Montréal, 15 janvier 2005 • No 150

 

OPINION

 

Jean-Hugho Lapointe est avocat à Montréal et détient un certificat en administration des affaires de l'Université Laval.

 
 

GRÈVE DU BON SENS À LA SAQ

 

par Jean-Hugho Lapointe

 

          Il faut remonter à 1921 pour assister à la naissance de la Commission des liqueurs du Québec, ancêtre de la Société des alcools du Québec (SAQ), dans une ère où la prohibition, partout en Amérique du Nord, était appliquée dans le but, notamment, de réduire le crime et la corruption.

 

          Sans juger de l'efficacité qu'a pu avoir la prohibition à atteindre ses objectifs à l'époque, les fondements permettant de soutenir aujourd'hui la nécessité d'un monopole étatique dans la vente de boissons alcoolisées sont au bas mot inexistants. Malheureusement, comme l'a déjà dit Ronald Reagan en des termes semblables, la bureaucratie gouvernementale est ce qui s'approche le plus du concept d'éternité.

          Il n'y a, en fait, pas plus de justification à maintenir un monopole étatique dans la vente de boissons alcoolisées qu'il n'y en a pour établir un monopole similaire dans la restauration rapide, par exemple. L'incohérence du monopole étatique de la vente de boissons alcoolisées au Québec est d'autant plus prononcée du fait que les boissons de moins bonne qualité sont vendues en dépanneur ou en épicerie : le commerce étatique ne sert donc ni à protéger le public contre de possibles cas d'alcools frelatés, ni à restreindre la consommation en tant que tel. Et si le but du monopole est de combattre la contrebande, pourquoi le gouvernement n'a-t-il pas encore créé une Société du tabac?
 

Pas de concurrence

          Un monopole, qu'il soit public ou privé, existe toujours au détriment de l'utilisateur du bien monopolisé. Entre autres, le prix du produit ou du service n'est pas sujet à concurrence, et le citoyen et/ou le consommateur se voit privé de toute possibilité d'alternative en cas d'insatisfaction.

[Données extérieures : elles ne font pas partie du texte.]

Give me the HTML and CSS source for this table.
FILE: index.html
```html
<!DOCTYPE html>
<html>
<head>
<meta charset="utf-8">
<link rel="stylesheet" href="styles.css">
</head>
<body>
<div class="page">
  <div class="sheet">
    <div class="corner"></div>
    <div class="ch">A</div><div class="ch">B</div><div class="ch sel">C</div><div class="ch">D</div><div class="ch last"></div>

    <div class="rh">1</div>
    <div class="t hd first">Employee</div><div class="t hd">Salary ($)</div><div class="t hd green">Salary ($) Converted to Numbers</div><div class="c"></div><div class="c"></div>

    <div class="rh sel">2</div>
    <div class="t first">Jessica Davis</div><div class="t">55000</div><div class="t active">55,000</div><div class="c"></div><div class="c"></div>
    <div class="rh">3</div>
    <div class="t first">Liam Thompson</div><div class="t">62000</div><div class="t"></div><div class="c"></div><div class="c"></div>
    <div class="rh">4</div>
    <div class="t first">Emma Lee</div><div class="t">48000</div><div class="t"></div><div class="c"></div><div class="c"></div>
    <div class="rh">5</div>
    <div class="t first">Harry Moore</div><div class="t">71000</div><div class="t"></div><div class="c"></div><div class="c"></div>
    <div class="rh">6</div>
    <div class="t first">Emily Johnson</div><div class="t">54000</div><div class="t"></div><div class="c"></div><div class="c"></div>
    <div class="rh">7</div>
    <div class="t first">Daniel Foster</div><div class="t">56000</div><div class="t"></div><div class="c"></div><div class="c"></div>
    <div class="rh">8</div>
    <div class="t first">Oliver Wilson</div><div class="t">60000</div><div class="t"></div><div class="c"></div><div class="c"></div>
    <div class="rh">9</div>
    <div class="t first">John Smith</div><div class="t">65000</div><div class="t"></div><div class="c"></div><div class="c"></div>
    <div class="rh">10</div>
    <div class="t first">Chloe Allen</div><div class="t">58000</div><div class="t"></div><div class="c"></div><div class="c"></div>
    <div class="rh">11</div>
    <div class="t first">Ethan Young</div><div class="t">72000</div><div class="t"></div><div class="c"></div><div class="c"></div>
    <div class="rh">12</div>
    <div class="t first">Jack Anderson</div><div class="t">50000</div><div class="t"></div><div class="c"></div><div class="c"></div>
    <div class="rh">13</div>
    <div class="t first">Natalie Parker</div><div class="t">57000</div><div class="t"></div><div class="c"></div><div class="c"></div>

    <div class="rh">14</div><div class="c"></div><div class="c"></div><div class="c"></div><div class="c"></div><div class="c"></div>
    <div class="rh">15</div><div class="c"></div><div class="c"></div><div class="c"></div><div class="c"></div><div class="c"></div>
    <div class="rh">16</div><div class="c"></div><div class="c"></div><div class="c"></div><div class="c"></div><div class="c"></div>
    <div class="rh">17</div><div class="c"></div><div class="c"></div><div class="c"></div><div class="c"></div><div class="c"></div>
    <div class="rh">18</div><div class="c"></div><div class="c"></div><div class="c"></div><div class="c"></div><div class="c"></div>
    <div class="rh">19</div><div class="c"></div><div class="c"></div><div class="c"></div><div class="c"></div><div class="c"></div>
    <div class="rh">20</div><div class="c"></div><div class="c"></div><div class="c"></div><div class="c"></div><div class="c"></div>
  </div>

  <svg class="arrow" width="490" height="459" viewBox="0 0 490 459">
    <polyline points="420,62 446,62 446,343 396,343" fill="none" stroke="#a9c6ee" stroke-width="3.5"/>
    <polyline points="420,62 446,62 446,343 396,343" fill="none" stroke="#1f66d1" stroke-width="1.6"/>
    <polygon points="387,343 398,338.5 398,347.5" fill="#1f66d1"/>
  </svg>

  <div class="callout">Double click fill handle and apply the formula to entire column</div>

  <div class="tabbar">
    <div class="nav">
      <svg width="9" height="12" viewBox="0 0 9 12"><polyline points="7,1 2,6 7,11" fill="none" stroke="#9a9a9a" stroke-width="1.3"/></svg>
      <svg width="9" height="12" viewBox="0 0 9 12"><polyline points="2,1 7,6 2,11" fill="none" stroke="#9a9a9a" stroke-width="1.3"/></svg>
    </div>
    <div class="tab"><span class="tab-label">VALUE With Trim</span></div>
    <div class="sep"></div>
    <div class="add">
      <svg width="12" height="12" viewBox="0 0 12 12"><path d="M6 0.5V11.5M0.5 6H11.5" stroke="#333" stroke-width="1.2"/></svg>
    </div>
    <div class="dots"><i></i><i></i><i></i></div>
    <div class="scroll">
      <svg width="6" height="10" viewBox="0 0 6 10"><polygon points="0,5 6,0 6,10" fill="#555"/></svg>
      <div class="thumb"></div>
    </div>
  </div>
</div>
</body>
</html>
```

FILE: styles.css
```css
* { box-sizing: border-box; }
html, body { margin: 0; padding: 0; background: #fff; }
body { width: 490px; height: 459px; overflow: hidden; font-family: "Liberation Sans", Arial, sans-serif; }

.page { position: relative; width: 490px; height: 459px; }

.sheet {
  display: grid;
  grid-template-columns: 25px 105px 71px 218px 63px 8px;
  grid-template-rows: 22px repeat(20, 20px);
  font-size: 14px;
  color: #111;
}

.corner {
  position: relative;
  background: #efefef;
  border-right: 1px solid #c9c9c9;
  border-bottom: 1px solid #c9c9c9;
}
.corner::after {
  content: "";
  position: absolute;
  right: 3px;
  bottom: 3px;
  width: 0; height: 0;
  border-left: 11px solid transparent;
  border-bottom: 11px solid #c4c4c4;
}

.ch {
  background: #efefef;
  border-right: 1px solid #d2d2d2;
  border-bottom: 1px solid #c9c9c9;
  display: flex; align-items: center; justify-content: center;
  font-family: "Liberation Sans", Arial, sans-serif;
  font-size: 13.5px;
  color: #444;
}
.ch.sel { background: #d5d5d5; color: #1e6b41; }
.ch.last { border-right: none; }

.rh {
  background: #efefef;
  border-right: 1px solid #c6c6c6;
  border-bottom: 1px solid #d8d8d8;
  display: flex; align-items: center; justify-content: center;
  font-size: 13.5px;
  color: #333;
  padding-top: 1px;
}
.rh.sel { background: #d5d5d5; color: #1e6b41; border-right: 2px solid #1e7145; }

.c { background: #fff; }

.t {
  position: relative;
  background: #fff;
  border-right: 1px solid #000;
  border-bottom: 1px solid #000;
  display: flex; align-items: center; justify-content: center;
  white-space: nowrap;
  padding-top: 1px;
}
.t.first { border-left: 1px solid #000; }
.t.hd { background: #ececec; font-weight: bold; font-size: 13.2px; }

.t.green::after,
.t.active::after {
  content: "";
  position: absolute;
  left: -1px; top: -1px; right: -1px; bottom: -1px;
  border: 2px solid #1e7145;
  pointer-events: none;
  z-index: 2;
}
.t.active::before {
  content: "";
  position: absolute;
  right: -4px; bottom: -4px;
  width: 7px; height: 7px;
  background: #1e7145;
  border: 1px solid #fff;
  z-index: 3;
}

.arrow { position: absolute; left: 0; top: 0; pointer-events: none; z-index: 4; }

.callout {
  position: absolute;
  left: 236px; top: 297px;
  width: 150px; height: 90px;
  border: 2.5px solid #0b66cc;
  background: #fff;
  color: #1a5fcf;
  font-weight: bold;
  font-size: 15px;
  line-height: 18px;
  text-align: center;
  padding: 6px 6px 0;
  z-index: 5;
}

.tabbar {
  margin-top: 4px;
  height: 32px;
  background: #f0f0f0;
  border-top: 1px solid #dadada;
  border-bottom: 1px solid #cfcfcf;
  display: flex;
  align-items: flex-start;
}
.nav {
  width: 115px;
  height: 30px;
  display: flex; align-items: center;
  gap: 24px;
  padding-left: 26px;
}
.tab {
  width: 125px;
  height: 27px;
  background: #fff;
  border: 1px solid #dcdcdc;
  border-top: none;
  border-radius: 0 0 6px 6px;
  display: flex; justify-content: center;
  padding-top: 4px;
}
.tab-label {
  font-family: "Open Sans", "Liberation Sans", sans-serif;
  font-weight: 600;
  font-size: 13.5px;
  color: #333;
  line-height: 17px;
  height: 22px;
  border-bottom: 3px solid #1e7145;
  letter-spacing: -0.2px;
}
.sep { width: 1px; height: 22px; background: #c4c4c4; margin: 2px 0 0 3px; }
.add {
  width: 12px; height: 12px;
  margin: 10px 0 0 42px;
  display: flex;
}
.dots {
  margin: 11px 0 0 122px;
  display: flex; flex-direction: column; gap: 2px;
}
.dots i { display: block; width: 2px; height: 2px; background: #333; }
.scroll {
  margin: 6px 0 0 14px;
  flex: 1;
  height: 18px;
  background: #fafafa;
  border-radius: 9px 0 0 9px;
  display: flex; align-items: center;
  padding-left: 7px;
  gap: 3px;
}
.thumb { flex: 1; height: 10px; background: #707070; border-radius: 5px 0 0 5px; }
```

          Sur l'aspect de l'emploi, une situation de monopole implique l'absence d'un marché de comparaison pour l'établissement des conditions de travail des employés de l'entreprise (ou à tout le moins implique une disparité) ainsi que, dans un contexte syndical, le pouvoir pour le syndicat de priver le marché des biens ou services produits par le monopole afin de promouvoir ses propres intérêts contre l'employeur.

          Ce pouvoir se transforme en véritable droit à la prise en otage de la population dans les cas où le service monopolisé est un service d'usage général. Lorsque l'employeur est l'État, ceci implique qu'un intervenant non-élu se voit conférer un pouvoir politique, utilisable contre la population. L'effet est d'ailleurs des plus efficaces, comme en témoignent les conditions de travail des employés de magasin de la SAQ ou des chauffeurs d'autobus des sociétés de transport des communautés urbaines du Québec.

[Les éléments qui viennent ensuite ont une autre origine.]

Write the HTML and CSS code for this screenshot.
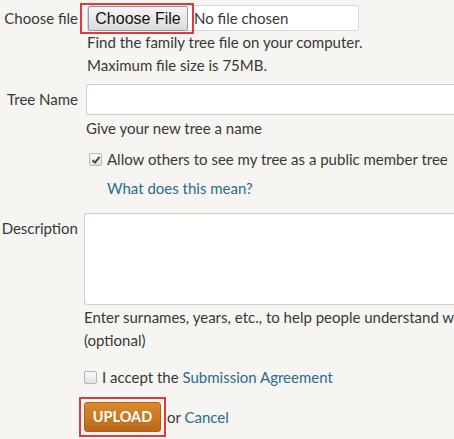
FILE: index.html
```html
<!DOCTYPE html>
<html>
<head>
<meta charset="utf-8">
<link rel="stylesheet" href="styles.css">
</head>
<body>
<form class="form">
  <div class="row row-file">
    <label class="label">Choose file</label>
    <div class="field">
      <div class="file-box">
        <span class="btn-wrap"><span class="file-btn">Choose File</span><span class="annot annot-file"></span></span>
        <span class="file-text">No file chosen</span>
      </div>
      <p class="hint hint-file">Find the family tree file on your computer.<br>Maximum file size is 75MB.</p>
    </div>
  </div>

  <div class="row row-name">
    <label class="label label-name">Tree Name</label>
    <div class="field">
      <div class="text-input"></div>
      <p class="hint">Give your new tree a name</p>
      <div class="check-line check-public">
        <span class="checkbox checked"><svg width="10" height="10" viewBox="0 0 10 10"><path d="M1.5 5.2 L4 7.6 L8.6 1.8" fill="none" stroke="#444" stroke-width="1.9"/></svg></span>
        <span>Allow others to see my tree as a public member tree</span>
      </div>
      <a class="link what-link">What does this mean?</a>
    </div>
  </div>

  <div class="row row-desc">
    <label class="label label-desc">Description</label>
    <div class="field field-desc">
      <div class="textarea"></div>
      <p class="hint hint-desc">Enter surnames, years, etc., to help people understand what's in your tree<br>(optional)</p>
      <div class="check-line check-accept">
        <span class="checkbox"></span>
        <span>I accept the <a class="link">Submission Agreement</a></span>
      </div>
      <div class="actions">
        <span class="btn-wrap upload-wrap"><span class="upload-btn">UPLOAD</span><span class="annot annot-upload"></span></span>
        <span class="or">or <a class="link">Cancel</a></span>
      </div>
    </div>
  </div>
</form>
</body>
</html>
```

FILE: styles.css
```css
html, body {
  margin: 0;
  padding: 0;
  background: #f6f5f1;
  overflow: hidden;
}
body {
  font-family: "Lato", "Open Sans", sans-serif;
  font-size: 15px;
  color: #383838;
  width: 454px;
  height: 439px;
}
.form {
  padding-top: 5px;
}
.row {
  display: grid;
  grid-template-columns: 78px 1fr;
  column-gap: 8px;
}
.label {
  text-align: right;
  line-height: 26px;
  white-space: nowrap;
}
.field {
  min-width: 0;
  white-space: nowrap;
}
.file-box {
  position: relative;
  display: flex;
  align-items: center;
  width: 270px;
  height: 24px;
  background: #fff;
  border: 1px solid #d6d6d6;
  border-radius: 3px;
  padding: 0;
  margin-left: 1px;
}
.btn-wrap {
  position: relative;
  display: inline-flex;
}
.file-btn {
  display: inline-block;
  box-sizing: border-box;
  height: 25px;
  width: 100px;
  font-family: "Liberation Sans", Arial, sans-serif;
  font-size: 16px;
  line-height: 23px;
  text-align: center;
  color: #111;
  background: linear-gradient(#f5f5f5, #dcdcdc);
  border: 1px solid #9a9a9a;
  border-radius: 2px;
}
.annot {
  position: absolute;
  border: 2px solid #e0393e;
  pointer-events: none;
}
.annot-file {
  inset: -3px -6px -3px -8px;
}
.file-text {
  margin-left: 6px;
  font-size: 15px;
}
.hint {
  margin: 0;
  line-height: 23px;
}
.hint-file {
  padding-left: 1px;
}
.row-name {
  margin-top: 7px;
}
.label-name {
  line-height: 30px;
}
.text-input {
  height: 29px;
  background: #fff;
  border: 1px solid #cfcfcf;
  border-right: none;
  border-radius: 3px 0 0 3px;
  margin-bottom: 2px;
}
.check-line {
  display: flex;
  align-items: center;
  line-height: 23px;
}
.check-public {
  margin-top: 8px;
  padding-left: 3px;
}
.checkbox {
  box-sizing: border-box;
  width: 13px;
  height: 13px;
  border: 1px solid #b5b5b5;
  border-radius: 2px;
  background: linear-gradient(#fcfcfc, #e2e2e2);
  margin-right: 5px;
  display: inline-flex;
  align-items: center;
  justify-content: center;
}
.checkbox svg {
  display: block;
}
.link {
  color: #2a6c8e;
  text-decoration: none;
}
.what-link {
  display: block;
  margin-top: 6px;
  padding-left: 21px;
  line-height: 23px;
}
.row-desc {
  margin-top: 13px;
}
.label-desc {
  line-height: 30px;
}
.field-desc {
  margin-left: -2px;
}
.textarea {
  height: 90px;
  background: #fff;
  border: 1px solid #cfcfcf;
  border-right: none;
  border-radius: 3px 0 0 3px;
  margin-bottom: 1px;
}
.hint-desc {
  overflow: hidden;
}
.check-accept {
  margin-top: 14px;
}
.actions {
  display: flex;
  align-items: center;
  margin-top: 13px;
}
.upload-btn {
  display: inline-block;
  box-sizing: border-box;
  width: 77px;
  height: 30px;
  line-height: 28px;
  text-align: center;
  color: #fff;
  font-weight: bold;
  font-size: 14.5px;
  background: linear-gradient(#d98b2c, #b9681a);
  border: 1px solid #ad6118;
  border-radius: 3px;
}
.annot-upload {
  inset: -5px;
}
.or {
  margin-left: 6px;
}
```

          Les syndicats, contrairement à l'image qu'ils travaillent à entretenir, étant des organisations corporatistes, ils ont profité et continuent de profiter à plein de ce pouvoir unique qui leur est donné, peu importe les conséquences qu'emportent sur la société en général l'usage excessif de leur droit de grève et les coûts exagérés de leurs conditions de travail.
 

« Il n'y a, en fait, pas plus de justification à maintenir un monopole étatique dans la vente de boissons alcoolisées qu'il n'y en a pour établir un monopole similaire dans la restauration rapide. »


          Les complaintes syndicales à l'encontre de la SAQ ne justifient aucunement qu'une grève dans un tel service public soit menée, voire tolérée. D'une part, sur le plan salarial, la prétention syndicale à l'effet que l'évolution de la rémunération ne soit pas suffisamment généreuse semble basée sur l'autre prétention voulant que l'écart entre le salaire à l'entrée et le salaire maximum serait trop maigre.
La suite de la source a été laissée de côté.